I found this on SCOTUSblog. http://www.scotusblog.com/case-files/cases/bond-v-united-states/ (http://www.scotusblog.com/case-files/cases/bond-v-united-states/)
http://www.scotusblog.com/?p=122251 (http://www.scotusblog.com/?p=122251)
If you thought J.D.B. and Davis involved interesting facts, you ain’t seen nothing yet. United States v. Bond takes the cake. When Carol Anne Bond found out her best friend was pregnant, she was overjoyed. When she discovered her husband was the one who got her best friend pregnant, she was out for revenge. Bond placed hazardous chemicals on the homewrecker’s mailbox, car door handles and the like, hoping to injure her now-former friend. All the ex-friend got was a minor burn. Here’s where it gets interesting, legally: Bond was not prosecuted under ordinary state laws, for assault or attempted manslaughter charge. Instead, the federal government charged her with violating a law that was passed under an international treaty banning the use of chemical weapons.
Does that make sense to you?

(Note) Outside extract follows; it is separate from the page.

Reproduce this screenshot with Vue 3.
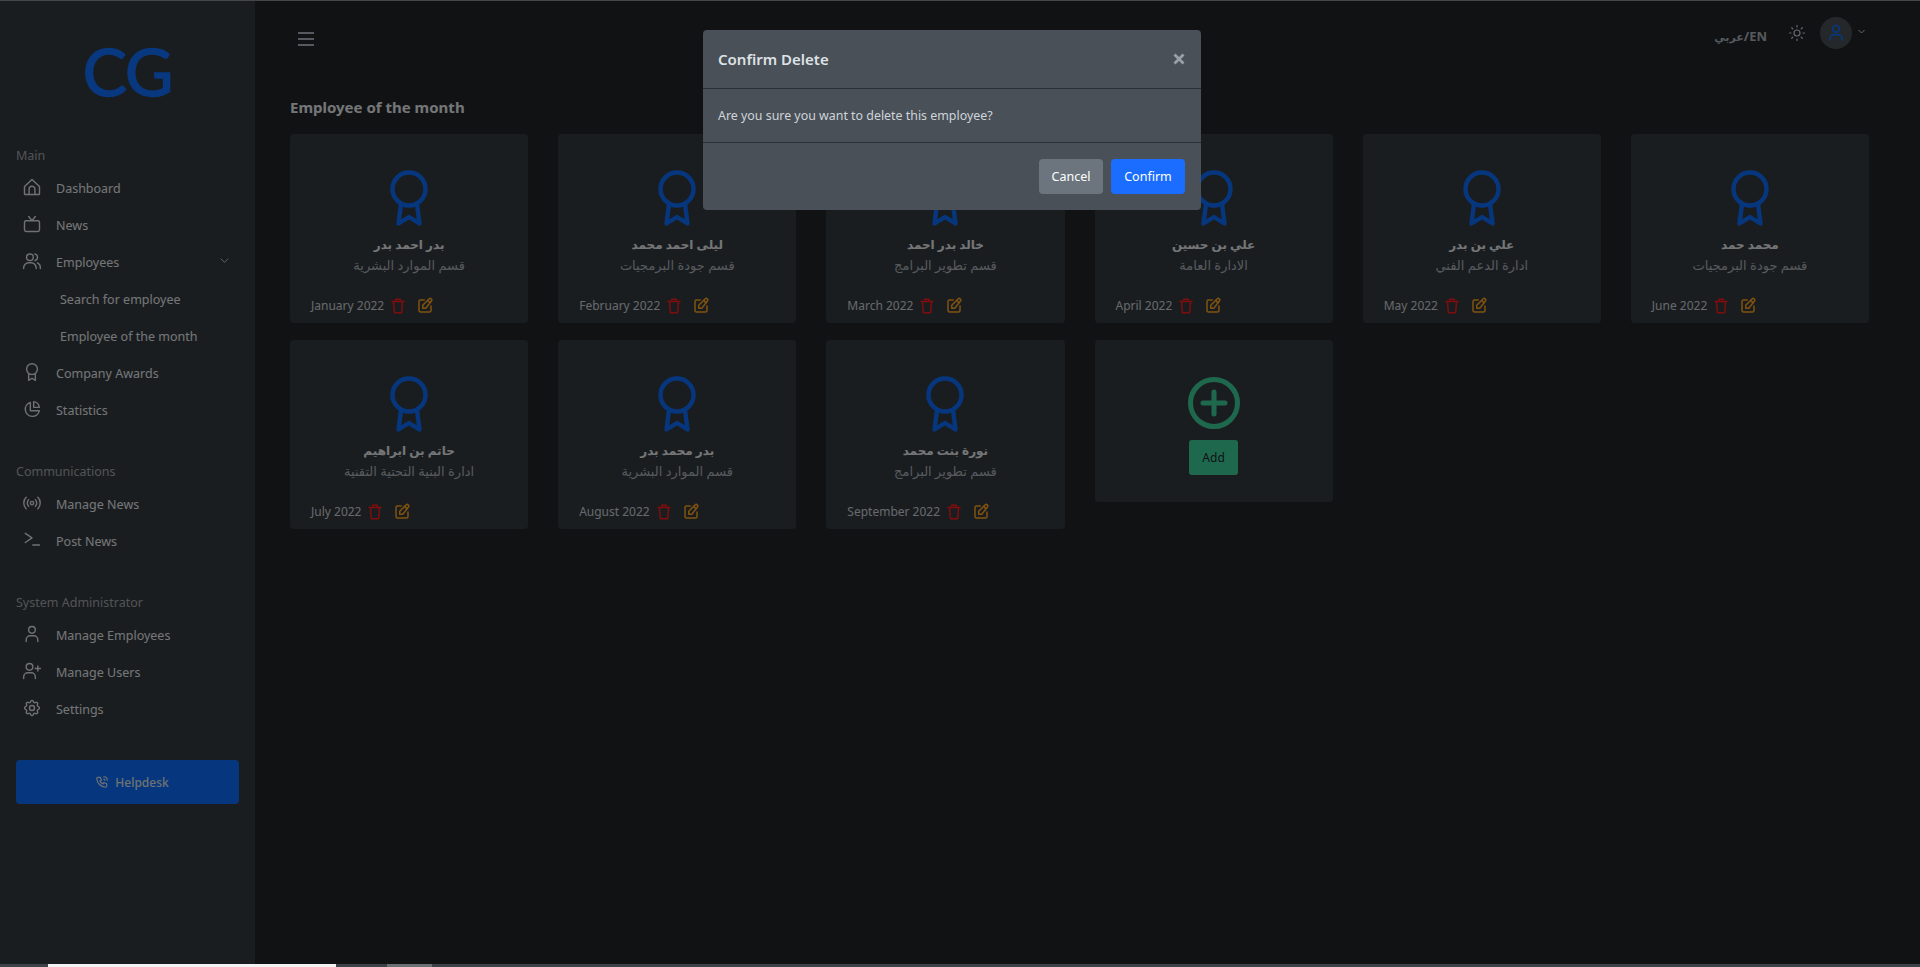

Well, it didn’t to Carol Anne Bond, either. She argued that she couldn’t be charged with federal crimes because her crimes were the kind of crimes that states should prosecute. Put into constitutional terms, her argument was that when Congress passed the law, it intruded on the rights that the Constitution, in the Tenth Amendment, leaves for the states. The court of appeals ruled against her, holding that she didn’t even have the legal right (which we call “standing”) to bring the claim, because only a state could argue that Congress had infringed upon state power. At the Supreme Court, Bond got some help from an unexpected source: the federal government, which agreed with her that she had the right to challenge the law – a procedure that is known as “confessing error,” or admitting that you are wrong. So the Court appointed an attorney (in this case, as it usually does, it chose a former Supreme Court clerk) to argue that the Third Circuit had been correct.
On Thursday, the Court unanimously agreed with Bond and the government that she did have “standing” to argue that the federal government had gone too far. The Court pointed out that the right Bond seeks to vindicate is her own, because she benefits from a federalist (states’ rights) system. But here too, Bond’s victory was only the first step in the process of being vindicated: now she must return to the lower courts and convince them that the federal statute does indeed violate the Tenth Amendment.